───── Provided data ─────

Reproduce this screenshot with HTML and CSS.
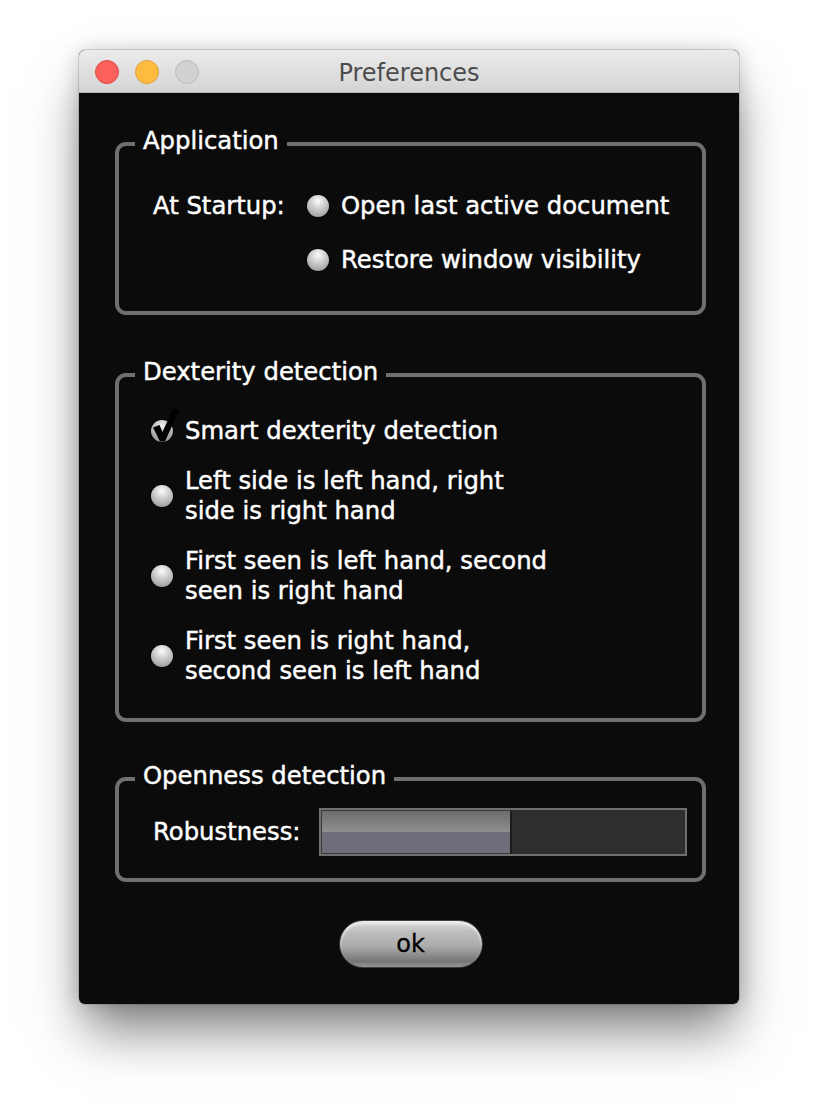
FILE: index.html
```html
<!DOCTYPE html>
<html lang="en">
<head>
    <meta charset="UTF-8">
    <title>Preferences</title>
    <link rel="stylesheet" href="styles.css">
</head>
<body>
    <div class="window">
        <div class="titlebar">
            <div class="lights">
                <span class="light light-close"></span>
                <span class="light light-min"></span>
                <span class="light light-zoom"></span>
            </div>
            <div class="title">Preferences</div>
            <div></div>
        </div>

        <div class="content">
            <fieldset class="group group-app">
                <legend>Application</legend>
                <div class="startup">
                    <span class="field-label">At Startup:</span>
                    <div class="options">
                        <label class="option"><span class="radio"></span>Open last active document</label>
                        <label class="option"><span class="radio"></span>Restore window visibility</label>
                    </div>
                </div>
            </fieldset>

            <fieldset class="group group-dexterity">
                <legend>Dexterity detection</legend>
                <div class="choice-list">
                    <label class="choice">
                        <span class="radio radio-checked">
                            <svg class="tick" viewBox="0 0 28 34" width="28" height="34">
                                <path d="M1 18.5 L7.5 16 L10.5 23 L21 0 L27 1.5 L13 32.5 L8 32.5 Z" fill="#000"/>
                            </svg>
                        </span>
                        <span>Smart dexterity detection</span>
                    </label>
                    <label class="choice">
                        <span class="radio"></span>
                        <span>Left side is left hand, right<br>side is right hand</span>
                    </label>
                    <label class="choice">
                        <span class="radio"></span>
                        <span>First seen is left hand, second<br>seen is right hand</span>
                    </label>
                    <label class="choice">
                        <span class="radio"></span>
                        <span>First seen is right hand,<br>second seen is left hand</span>
                    </label>
                </div>
            </fieldset>

            <fieldset class="group group-openness">
                <legend>Openness detection</legend>
                <div class="robustness">
                    <span class="field-label">Robustness:</span>
                    <div class="meter">
                        <div class="meter-fill" style="width: 52.5%"></div>
                    </div>
                </div>
            </fieldset>

            <div class="actions">
                <button class="ok-button">ok</button>
            </div>
        </div>
    </div>
</body>
</html>
```

FILE: styles.css
```css
body {
    margin: 0;
    padding: 50px 0 110px 79px;
    background-color: #fff;
    font-family: 'DejaVu Sans', Verdana, sans-serif;
}

.window {
    width: 660px;
    border-radius: 6px;
    overflow: hidden;
    background-color: #0b0b0b;
    box-shadow: 0 32px 50px -6px rgba(0, 0, 0, 0.5), 0 0 20px rgba(0, 0, 0, 0.18), 0 0 0 1px rgba(0, 0, 0, 0.12);
}

.titlebar {
    height: 43px;
    display: grid;
    grid-template-columns: 1fr auto 1fr;
    align-items: center;
    background: linear-gradient(to bottom, #ebebeb, #d4d4d4);
    border-bottom: 1px solid #b4b4b4;
    box-sizing: border-box;
}

.lights {
    display: flex;
    gap: 16px;
    padding-left: 16px;
    padding-top: 2px;
}

.light {
    width: 24px;
    height: 24px;
    border-radius: 50%;
    box-sizing: border-box;
}

.light-close {
    background-color: #fc605b;
    border: 1px solid #de4842;
}

.light-min {
    background-color: #fdbc40;
    border: 1px solid #dea032;
}

.light-zoom {
    background-color: #d1d1d1;
    border: 1px solid #bcbcbc;
}

.title {
    font-size: 24px;
    color: #4d4d4d;
    padding-top: 3px;
}

.content {
    padding: 0 33px 36px 36px;
    color: #fff;
    font-size: 24.3px;
    line-height: 30px;
    -webkit-text-stroke: 0.45px #fff;
}

.group {
    margin: 0;
    padding: 0 16px;
    border: 4px solid #6f6f6f;
    border-radius: 11px;
    min-inline-size: 0;
}

.group legend {
    padding: 0 8px 6px;
    line-height: 30px;
}

.group-app {
    margin-top: 33px;
    padding-top: 29px;
    padding-bottom: 36px;
}

.group-dexterity {
    margin-top: 42px;
    padding-top: 23px;
    padding-bottom: 32px;
}

.group-openness {
    margin-top: 39px;
    padding-top: 11px;
    padding-bottom: 22px;
}

.startup {
    display: grid;
    grid-template-columns: 154px auto;
    margin-left: 18px;
}

.options {
    display: flex;
    flex-direction: column;
    gap: 24px;
}

.option,
.choice {
    display: flex;
    align-items: center;
    gap: 12px;
}

.radio {
    position: relative;
    flex: none;
    width: 22px;
    height: 22px;
    border-radius: 50%;
    background: radial-gradient(circle at 50% 28%, #fdfdfd 0%, #d8d8d8 30%, #adadad 70%, #8a8a8a 100%);
    box-shadow: 0 0 0 1px rgba(0, 0, 0, 0.4);
}

.radio-checked {
    background: radial-gradient(circle at 50% 28%, #f0f0f0 0%, #c8c8c8 35%, #9c9c9c 75%, #7e7e7e 100%);
}

.tick {
    position: absolute;
    left: 1px;
    top: -11px;
}

.choice-list {
    display: flex;
    flex-direction: column;
    gap: 20px;
    margin-left: 16px;
}

.robustness {
    display: grid;
    grid-template-columns: 166px 368px;
    align-items: center;
    margin-left: 18px;
}

.meter {
    height: 48px;
    box-sizing: border-box;
    border: 2px solid #6f6f6f;
    background-color: #2f2f2f;
}

.meter-fill {
    height: 100%;
    box-sizing: border-box;
    background: linear-gradient(to bottom, #6c6c6c 0%, #8f8f8f 50%, #6e6e7b 50%, #6e6e7b 100%);
    border: 1px solid #3a3a3a;
    border-right: 2px solid #1c1c1c;
}

.actions {
    display: flex;
    justify-content: center;
    margin-top: 38px;
}

.ok-button {
    width: 144px;
    height: 48px;
    border-radius: 24px;
    border: 1px solid #3c3c3c;
    background: linear-gradient(to bottom, #dcdcdc 0%, #bfbfbf 22%, #ababab 55%, #767676 88%, #979797 100%);
    box-shadow: inset 0 3px 3px rgba(255, 255, 255, 0.55);
    font-family: 'DejaVu Sans', Verdana, sans-serif;
    font-size: 24px;
    color: #000;
    padding: 0;
    -webkit-text-stroke: 0.3px #000;
}
```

─────

Exclude the pictures, and transcribe all of the material exactly.

**Written reply:**
Reproduce this screenshot with HTML and CSS.
FILE: index.html
```html
<!DOCTYPE html>
<html lang="en">
<head>
    <meta charset="UTF-8">
    <title>Preferences</title>
    <link rel="stylesheet" href="styles.css">
</head>
<body>
    <div class="window">
        <div class="titlebar">
            <div class="lights">
                <span class="light light-close"></span>
                <span class="light light-min"></span>
                <span class="light light-zoom"></span>
            </div>
            <div class="title">Preferences</div>
            <div></div>
        </div>

        <div class="content">
            <fieldset class="group group-app">
                <legend>Application</legend>
                <div class="startup">
                    <span class="field-label">At Startup:</span>
                    <div class="options">
                        <label class="option"><span class="radio"></span>Open last active document</label>
                        <label class="option"><span class="radio"></span>Restore window visibility</label>
                    </div>
                </div>
            </fieldset>

            <fieldset class="group group-dexterity">
                <legend>Dexterity detection</legend>
                <div class="choice-list">
                    <label class="choice">
                        <span class="radio radio-checked">
                            <svg class="tick" viewBox="0 0 28 34" width="28" height="34">
                                <path d="M1 18.5 L7.5 16 L10.5 23 L21 0 L27 1.5 L13 32.5 L8 32.5 Z" fill="#000"/>
                            </svg>
                        </span>
                        <span>Smart dexterity detection</span>
                    </label>
                    <label class="choice">
                        <span class="radio"></span>
                        <span>Left side is left hand, right<br>side is right hand</span>
                    </label>
                    <label class="choice">
                        <span class="radio"></span>
                        <span>First seen is left hand, second<br>seen is right hand</span>
                    </label>
                    <label class="choice">
                        <span class="radio"></span>
                        <span>First seen is right hand,<br>second seen is left hand</span>
                    </label>
                </div>
            </fieldset>

            <fieldset class="group group-openness">
                <legend>Openness detection</legend>
                <div class="robustness">
                    <span class="field-label">Robustness:</span>
                    <div class="meter">
                        <div class="meter-fill" style="width: 52.5%"></div>
                    </div>
                </div>
            </fieldset>

            <div class="actions">
                <button class="ok-button">ok</button>
            </div>
        </div>
    </div>
</body>
</html>
```

FILE: styles.css
```css
body {
    margin: 0;
    padding: 50px 0 110px 79px;
    background-color: #fff;
    font-family: 'DejaVu Sans', Verdana, sans-serif;
}

.window {
    width: 660px;
    border-radius: 6px;
    overflow: hidden;
    background-color: #0b0b0b;
    box-shadow: 0 32px 50px -6px rgba(0, 0, 0, 0.5), 0 0 20px rgba(0, 0, 0, 0.18), 0 0 0 1px rgba(0, 0, 0, 0.12);
}

.titlebar {
    height: 43px;
    display: grid;
    grid-template-columns: 1fr auto 1fr;
    align-items: center;
    background: linear-gradient(to bottom, #ebebeb, #d4d4d4);
    border-bottom: 1px solid #b4b4b4;
    box-sizing: border-box;
}

.lights {
    display: flex;
    gap: 16px;
    padding-left: 16px;
    padding-top: 2px;
}

.light {
    width: 24px;
    height: 24px;
    border-radius: 50%;
    box-sizing: border-box;
}

.light-close {
    background-color: #fc605b;
    border: 1px solid #de4842;
}

.light-min {
    background-color: #fdbc40;
    border: 1px solid #dea032;
}

.light-zoom {
    background-color: #d1d1d1;
    border: 1px solid #bcbcbc;
}

.title {
    font-size: 24px;
    color: #4d4d4d;
    padding-top: 3px;
}

.content {
    padding: 0 33px 36px 36px;
    color: #fff;
    font-size: 24.3px;
    line-height: 30px;
    -webkit-text-stroke: 0.45px #fff;
}

.group {
    margin: 0;
    padding: 0 16px;
    border: 4px solid #6f6f6f;
    border-radius: 11px;
    min-inline-size: 0;
}

.group legend {
    padding: 0 8px 6px;
    line-height: 30px;
}

.group-app {
    margin-top: 33px;
    padding-top: 29px;
    padding-bottom: 36px;
}

.group-dexterity {
    margin-top: 42px;
    padding-top: 23px;
    padding-bottom: 32px;
}

.group-openness {
    margin-top: 39px;
    padding-top: 11px;
    padding-bottom: 22px;
}

.startup {
    display: grid;
    grid-template-columns: 154px auto;
    margin-left: 18px;
}

.options {
    display: flex;
    flex-direction: column;
    gap: 24px;
}

.option,
.choice {
    display: flex;
    align-items: center;
    gap: 12px;
}

.radio {
    position: relative;
    flex: none;
    width: 22px;
    height: 22px;
    border-radius: 50%;
    background: radial-gradient(circle at 50% 28%, #fdfdfd 0%, #d8d8d8 30%, #adadad 70%, #8a8a8a 100%);
    box-shadow: 0 0 0 1px rgba(0, 0, 0, 0.4);
}

.radio-checked {
    background: radial-gradient(circle at 50% 28%, #f0f0f0 0%, #c8c8c8 35%, #9c9c9c 75%, #7e7e7e 100%);
}

.tick {
    position: absolute;
    left: 1px;
    top: -11px;
}

.choice-list {
    display: flex;
    flex-direction: column;
    gap: 20px;
    margin-left: 16px;
}

.robustness {
    display: grid;
    grid-template-columns: 166px 368px;
    align-items: center;
    margin-left: 18px;
}

.meter {
    height: 48px;
    box-sizing: border-box;
    border: 2px solid #6f6f6f;
    background-color: #2f2f2f;
}

.meter-fill {
    height: 100%;
    box-sizing: border-box;
    background: linear-gradient(to bottom, #6c6c6c 0%, #8f8f8f 50%, #6e6e7b 50%, #6e6e7b 100%);
    border: 1px solid #3a3a3a;
    border-right: 2px solid #1c1c1c;
}

.actions {
    display: flex;
    justify-content: center;
    margin-top: 38px;
}

.ok-button {
    width: 144px;
    height: 48px;
    border-radius: 24px;
    border: 1px solid #3c3c3c;
    background: linear-gradient(to bottom, #dcdcdc 0%, #bfbfbf 22%, #ababab 55%, #767676 88%, #979797 100%);
    box-shadow: inset 0 3px 3px rgba(255, 255, 255, 0.55);
    font-family: 'DejaVu Sans', Verdana, sans-serif;
    font-size: 24px;
    color: #000;
    padding: 0;
    -webkit-text-stroke: 0.3px #000;
}
```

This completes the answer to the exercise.